* start *

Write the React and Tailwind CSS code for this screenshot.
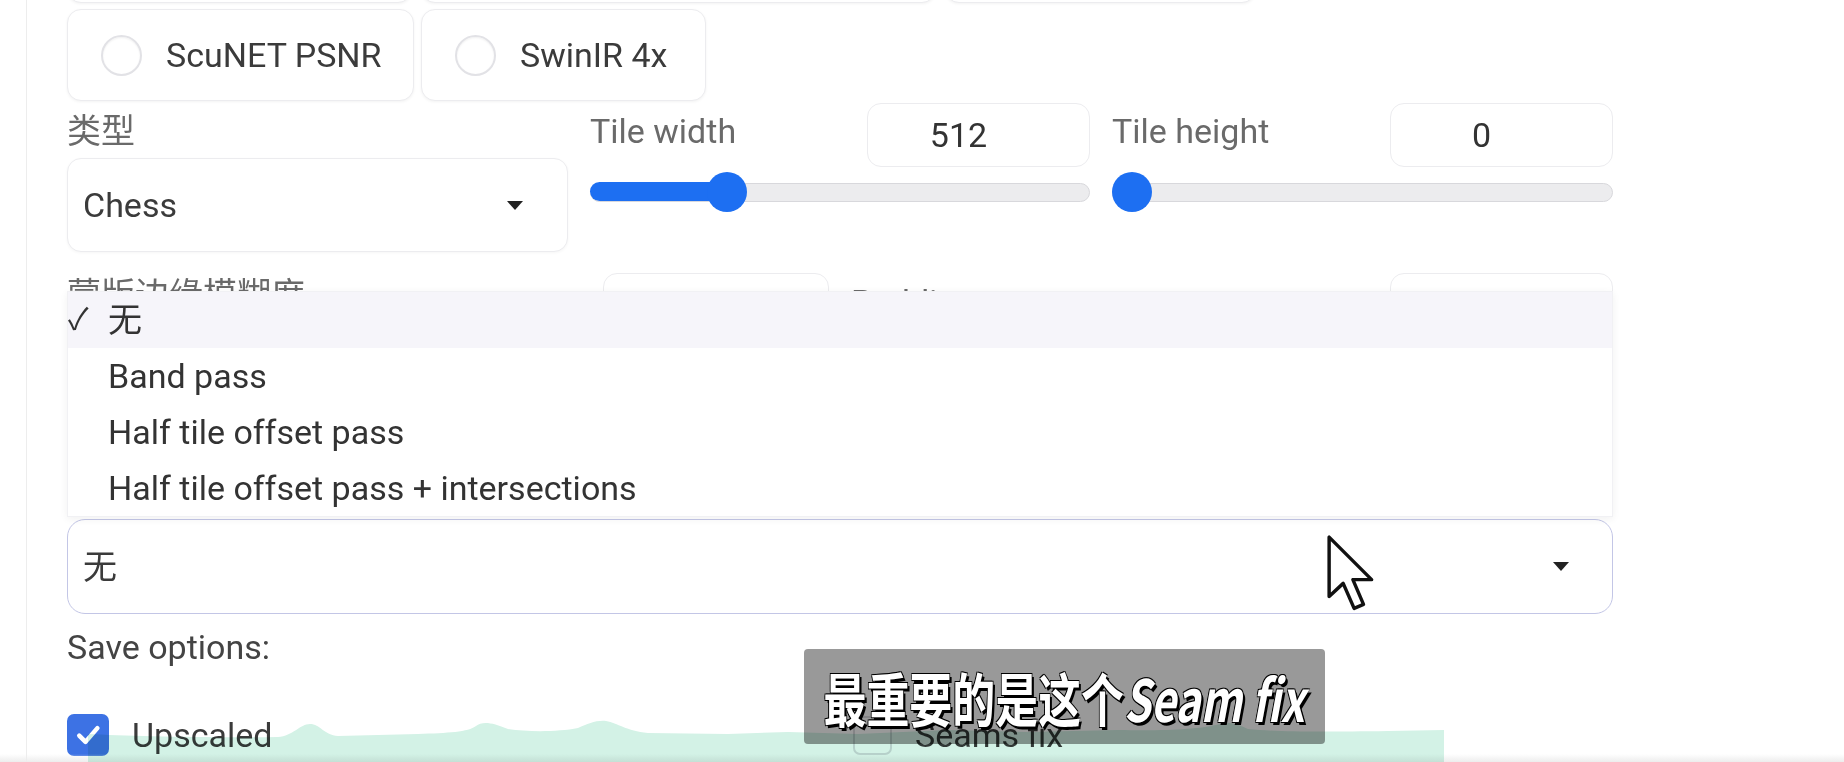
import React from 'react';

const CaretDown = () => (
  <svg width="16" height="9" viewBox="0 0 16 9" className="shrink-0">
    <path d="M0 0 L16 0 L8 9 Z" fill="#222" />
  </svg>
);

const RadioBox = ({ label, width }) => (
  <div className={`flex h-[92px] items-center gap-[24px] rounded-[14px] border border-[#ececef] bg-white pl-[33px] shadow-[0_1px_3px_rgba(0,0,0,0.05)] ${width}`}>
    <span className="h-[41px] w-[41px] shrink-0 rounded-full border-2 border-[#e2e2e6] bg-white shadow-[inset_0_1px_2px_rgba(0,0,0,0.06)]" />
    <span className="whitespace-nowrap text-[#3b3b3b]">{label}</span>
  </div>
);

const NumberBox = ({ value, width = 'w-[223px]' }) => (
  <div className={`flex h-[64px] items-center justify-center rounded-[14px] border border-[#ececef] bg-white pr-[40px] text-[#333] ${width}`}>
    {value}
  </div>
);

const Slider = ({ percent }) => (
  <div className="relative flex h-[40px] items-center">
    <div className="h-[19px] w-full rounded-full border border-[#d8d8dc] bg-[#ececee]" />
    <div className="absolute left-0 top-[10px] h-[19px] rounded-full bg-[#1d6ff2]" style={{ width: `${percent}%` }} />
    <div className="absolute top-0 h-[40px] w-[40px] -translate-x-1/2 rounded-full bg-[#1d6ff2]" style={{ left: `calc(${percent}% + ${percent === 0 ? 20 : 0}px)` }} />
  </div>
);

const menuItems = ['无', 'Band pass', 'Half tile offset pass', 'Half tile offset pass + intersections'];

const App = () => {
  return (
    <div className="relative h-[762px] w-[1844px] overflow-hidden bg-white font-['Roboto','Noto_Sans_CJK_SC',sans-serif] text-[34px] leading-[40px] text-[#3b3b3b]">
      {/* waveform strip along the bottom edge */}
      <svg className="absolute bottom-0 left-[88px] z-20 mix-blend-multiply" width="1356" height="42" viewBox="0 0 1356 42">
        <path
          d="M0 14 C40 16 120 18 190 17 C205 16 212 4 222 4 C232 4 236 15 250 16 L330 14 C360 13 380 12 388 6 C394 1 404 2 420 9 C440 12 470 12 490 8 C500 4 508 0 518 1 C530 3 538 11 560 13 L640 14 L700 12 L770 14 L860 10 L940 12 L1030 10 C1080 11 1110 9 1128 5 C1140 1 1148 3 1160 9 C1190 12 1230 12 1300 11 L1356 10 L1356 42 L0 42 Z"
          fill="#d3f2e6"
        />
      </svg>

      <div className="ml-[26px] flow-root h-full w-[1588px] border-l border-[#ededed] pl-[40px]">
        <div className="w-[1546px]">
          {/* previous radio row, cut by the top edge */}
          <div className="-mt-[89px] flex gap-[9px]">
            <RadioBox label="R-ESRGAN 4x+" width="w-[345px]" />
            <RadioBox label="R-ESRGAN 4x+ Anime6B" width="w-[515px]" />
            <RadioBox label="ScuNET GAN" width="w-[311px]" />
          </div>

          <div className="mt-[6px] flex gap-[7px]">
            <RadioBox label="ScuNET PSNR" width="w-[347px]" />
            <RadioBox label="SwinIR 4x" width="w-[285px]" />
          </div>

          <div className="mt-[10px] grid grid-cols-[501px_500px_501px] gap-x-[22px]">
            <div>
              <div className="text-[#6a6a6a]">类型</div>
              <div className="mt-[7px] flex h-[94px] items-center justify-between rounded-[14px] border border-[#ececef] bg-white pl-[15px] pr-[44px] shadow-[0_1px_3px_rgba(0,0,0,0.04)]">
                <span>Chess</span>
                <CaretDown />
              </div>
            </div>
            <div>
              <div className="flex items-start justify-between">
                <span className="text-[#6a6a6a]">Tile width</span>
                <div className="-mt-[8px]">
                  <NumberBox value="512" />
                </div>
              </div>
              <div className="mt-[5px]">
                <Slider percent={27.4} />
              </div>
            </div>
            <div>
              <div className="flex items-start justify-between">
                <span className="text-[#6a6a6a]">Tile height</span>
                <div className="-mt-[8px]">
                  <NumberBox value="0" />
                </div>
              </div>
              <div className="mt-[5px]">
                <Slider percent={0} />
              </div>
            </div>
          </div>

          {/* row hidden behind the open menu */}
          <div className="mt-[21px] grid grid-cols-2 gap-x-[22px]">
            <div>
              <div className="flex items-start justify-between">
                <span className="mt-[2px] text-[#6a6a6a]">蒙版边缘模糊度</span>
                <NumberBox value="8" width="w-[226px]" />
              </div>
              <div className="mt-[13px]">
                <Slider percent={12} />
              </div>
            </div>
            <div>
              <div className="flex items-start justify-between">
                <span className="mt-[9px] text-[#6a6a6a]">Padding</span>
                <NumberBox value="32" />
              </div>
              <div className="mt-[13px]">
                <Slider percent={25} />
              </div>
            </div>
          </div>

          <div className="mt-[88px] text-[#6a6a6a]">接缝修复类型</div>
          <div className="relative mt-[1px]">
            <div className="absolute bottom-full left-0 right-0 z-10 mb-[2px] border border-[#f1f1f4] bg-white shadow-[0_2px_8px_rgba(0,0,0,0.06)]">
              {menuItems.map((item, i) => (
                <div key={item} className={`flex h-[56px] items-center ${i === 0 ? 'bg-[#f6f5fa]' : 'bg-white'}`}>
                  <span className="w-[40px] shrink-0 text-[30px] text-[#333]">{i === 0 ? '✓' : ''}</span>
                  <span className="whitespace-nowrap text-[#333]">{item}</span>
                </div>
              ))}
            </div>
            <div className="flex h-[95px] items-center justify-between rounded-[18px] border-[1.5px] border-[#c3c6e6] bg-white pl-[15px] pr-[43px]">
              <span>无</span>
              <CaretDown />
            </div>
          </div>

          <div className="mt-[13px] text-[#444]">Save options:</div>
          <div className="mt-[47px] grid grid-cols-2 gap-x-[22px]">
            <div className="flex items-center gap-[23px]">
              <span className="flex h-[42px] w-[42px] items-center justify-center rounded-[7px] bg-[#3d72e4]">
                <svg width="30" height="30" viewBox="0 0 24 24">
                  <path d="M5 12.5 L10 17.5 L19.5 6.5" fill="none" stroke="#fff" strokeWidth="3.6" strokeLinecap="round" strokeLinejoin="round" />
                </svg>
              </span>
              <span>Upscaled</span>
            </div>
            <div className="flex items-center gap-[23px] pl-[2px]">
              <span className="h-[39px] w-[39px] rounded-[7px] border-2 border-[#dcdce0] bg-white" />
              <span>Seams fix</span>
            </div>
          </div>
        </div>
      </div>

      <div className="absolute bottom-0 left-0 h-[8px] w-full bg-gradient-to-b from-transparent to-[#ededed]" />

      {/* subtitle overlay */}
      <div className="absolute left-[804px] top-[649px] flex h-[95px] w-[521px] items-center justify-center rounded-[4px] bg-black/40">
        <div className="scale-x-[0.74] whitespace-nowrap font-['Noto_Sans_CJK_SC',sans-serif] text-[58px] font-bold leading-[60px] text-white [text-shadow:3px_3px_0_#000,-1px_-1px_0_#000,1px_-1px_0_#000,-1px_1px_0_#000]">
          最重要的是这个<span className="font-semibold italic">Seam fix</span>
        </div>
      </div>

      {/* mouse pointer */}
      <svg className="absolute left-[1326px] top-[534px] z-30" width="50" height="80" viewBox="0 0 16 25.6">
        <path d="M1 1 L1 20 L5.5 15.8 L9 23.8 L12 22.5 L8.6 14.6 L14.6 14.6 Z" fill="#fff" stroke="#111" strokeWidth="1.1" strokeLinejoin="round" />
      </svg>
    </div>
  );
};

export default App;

* end *
* start *

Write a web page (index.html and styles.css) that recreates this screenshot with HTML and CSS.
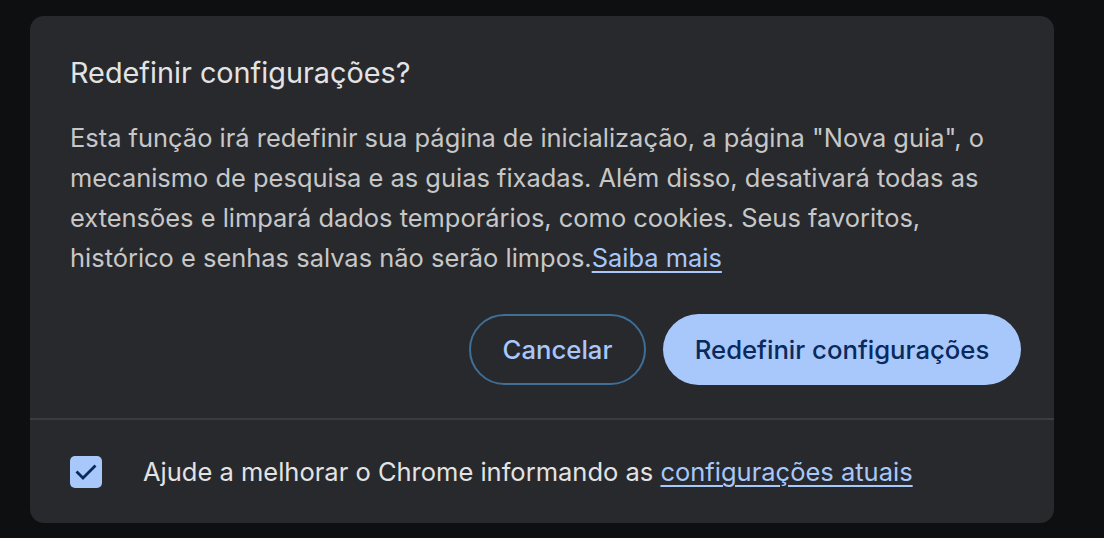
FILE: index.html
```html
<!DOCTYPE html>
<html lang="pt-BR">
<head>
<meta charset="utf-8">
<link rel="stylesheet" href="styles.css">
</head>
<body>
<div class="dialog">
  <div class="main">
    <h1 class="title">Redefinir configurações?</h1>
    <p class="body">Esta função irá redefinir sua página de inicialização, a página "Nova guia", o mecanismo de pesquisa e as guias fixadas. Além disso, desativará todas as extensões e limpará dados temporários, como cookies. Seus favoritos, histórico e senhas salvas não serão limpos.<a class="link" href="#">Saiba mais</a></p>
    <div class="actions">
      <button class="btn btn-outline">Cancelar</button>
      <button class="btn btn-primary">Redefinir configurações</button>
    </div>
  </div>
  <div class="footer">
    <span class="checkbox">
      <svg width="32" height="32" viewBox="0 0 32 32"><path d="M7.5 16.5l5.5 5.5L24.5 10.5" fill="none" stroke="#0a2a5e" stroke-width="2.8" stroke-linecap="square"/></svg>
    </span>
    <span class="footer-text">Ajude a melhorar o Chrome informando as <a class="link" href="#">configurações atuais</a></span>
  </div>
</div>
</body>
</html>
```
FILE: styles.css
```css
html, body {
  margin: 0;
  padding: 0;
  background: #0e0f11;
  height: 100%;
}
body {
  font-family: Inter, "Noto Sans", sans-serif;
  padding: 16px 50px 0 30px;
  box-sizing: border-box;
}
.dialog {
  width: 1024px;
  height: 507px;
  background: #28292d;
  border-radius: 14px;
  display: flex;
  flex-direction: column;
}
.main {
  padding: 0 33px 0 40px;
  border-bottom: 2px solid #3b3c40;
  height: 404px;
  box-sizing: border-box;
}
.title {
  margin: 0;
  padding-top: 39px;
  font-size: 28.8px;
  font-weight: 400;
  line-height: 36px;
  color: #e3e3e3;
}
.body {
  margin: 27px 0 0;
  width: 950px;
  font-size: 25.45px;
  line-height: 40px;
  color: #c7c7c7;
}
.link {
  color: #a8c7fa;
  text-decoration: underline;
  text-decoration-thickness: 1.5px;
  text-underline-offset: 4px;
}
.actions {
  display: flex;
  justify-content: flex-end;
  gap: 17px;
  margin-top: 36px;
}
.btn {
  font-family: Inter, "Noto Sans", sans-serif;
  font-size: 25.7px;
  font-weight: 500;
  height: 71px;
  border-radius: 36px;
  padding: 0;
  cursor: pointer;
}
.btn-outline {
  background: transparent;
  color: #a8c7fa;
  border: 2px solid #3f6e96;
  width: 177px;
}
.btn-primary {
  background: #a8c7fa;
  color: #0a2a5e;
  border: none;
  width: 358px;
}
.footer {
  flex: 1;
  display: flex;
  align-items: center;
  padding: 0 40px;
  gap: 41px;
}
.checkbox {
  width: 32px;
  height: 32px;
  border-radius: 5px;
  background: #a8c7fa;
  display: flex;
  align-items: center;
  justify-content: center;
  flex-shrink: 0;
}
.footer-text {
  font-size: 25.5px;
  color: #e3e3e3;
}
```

* end *

* What this task involves *
Report the number of lines in the listing above that include the word "styles", and nothing else.

* Written response *
3